*** Task data

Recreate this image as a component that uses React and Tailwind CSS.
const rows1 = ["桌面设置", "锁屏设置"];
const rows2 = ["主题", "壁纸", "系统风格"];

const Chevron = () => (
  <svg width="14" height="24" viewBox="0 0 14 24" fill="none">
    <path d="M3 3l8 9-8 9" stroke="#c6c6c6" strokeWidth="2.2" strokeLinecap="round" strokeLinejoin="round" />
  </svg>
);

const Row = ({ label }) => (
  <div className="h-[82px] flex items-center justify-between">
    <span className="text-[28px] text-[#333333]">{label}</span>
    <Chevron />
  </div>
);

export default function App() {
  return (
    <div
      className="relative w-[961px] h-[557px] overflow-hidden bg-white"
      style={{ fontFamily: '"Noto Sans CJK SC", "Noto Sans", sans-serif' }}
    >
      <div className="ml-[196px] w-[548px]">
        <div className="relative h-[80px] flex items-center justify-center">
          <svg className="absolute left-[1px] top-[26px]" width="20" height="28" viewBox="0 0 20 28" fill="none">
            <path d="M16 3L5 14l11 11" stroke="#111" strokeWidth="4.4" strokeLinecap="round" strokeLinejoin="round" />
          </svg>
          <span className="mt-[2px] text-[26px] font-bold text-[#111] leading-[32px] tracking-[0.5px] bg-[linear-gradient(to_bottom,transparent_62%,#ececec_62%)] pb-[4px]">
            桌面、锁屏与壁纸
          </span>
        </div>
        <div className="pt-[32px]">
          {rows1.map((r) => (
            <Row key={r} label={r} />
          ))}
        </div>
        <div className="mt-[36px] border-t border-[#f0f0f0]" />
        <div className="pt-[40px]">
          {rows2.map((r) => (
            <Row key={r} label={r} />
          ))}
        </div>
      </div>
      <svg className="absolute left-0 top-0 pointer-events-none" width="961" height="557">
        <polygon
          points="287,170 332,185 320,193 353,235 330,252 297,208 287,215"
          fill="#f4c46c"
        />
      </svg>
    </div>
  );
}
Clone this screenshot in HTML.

******

> **Short problem**
Copy out the whole listing exactly; please set it all down.

> **The completed task**
Recreate this image as a component that uses React and Tailwind CSS.
const rows1 = ["桌面设置", "锁屏设置"];
const rows2 = ["主题", "壁纸", "系统风格"];

const Chevron = () => (
  <svg width="14" height="24" viewBox="0 0 14 24" fill="none">
    <path d="M3 3l8 9-8 9" stroke="#c6c6c6" strokeWidth="2.2" strokeLinecap="round" strokeLinejoin="round" />
  </svg>
);

const Row = ({ label }) => (
  <div className="h-[82px] flex items-center justify-between">
    <span className="text-[28px] text-[#333333]">{label}</span>
    <Chevron />
  </div>
);

export default function App() {
  return (
    <div
      className="relative w-[961px] h-[557px] overflow-hidden bg-white"
      style={{ fontFamily: '"Noto Sans CJK SC", "Noto Sans", sans-serif' }}
    >
      <div className="ml-[196px] w-[548px]">
        <div className="relative h-[80px] flex items-center justify-center">
          <svg className="absolute left-[1px] top-[26px]" width="20" height="28" viewBox="0 0 20 28" fill="none">
            <path d="M16 3L5 14l11 11" stroke="#111" strokeWidth="4.4" strokeLinecap="round" strokeLinejoin="round" />
          </svg>
          <span className="mt-[2px] text-[26px] font-bold text-[#111] leading-[32px] tracking-[0.5px] bg-[linear-gradient(to_bottom,transparent_62%,#ececec_62%)] pb-[4px]">
            桌面、锁屏与壁纸
          </span>
        </div>
        <div className="pt-[32px]">
          {rows1.map((r) => (
            <Row key={r} label={r} />
          ))}
        </div>
        <div className="mt-[36px] border-t border-[#f0f0f0]" />
        <div className="pt-[40px]">
          {rows2.map((r) => (
            <Row key={r} label={r} />
          ))}
        </div>
      </div>
      <svg className="absolute left-0 top-0 pointer-events-none" width="961" height="557">
        <polygon
          points="287,170 332,185 320,193 353,235 330,252 297,208 287,215"
          fill="#f4c46c"
        />
      </svg>
    </div>
  );
}
Clone this screenshot in HTML.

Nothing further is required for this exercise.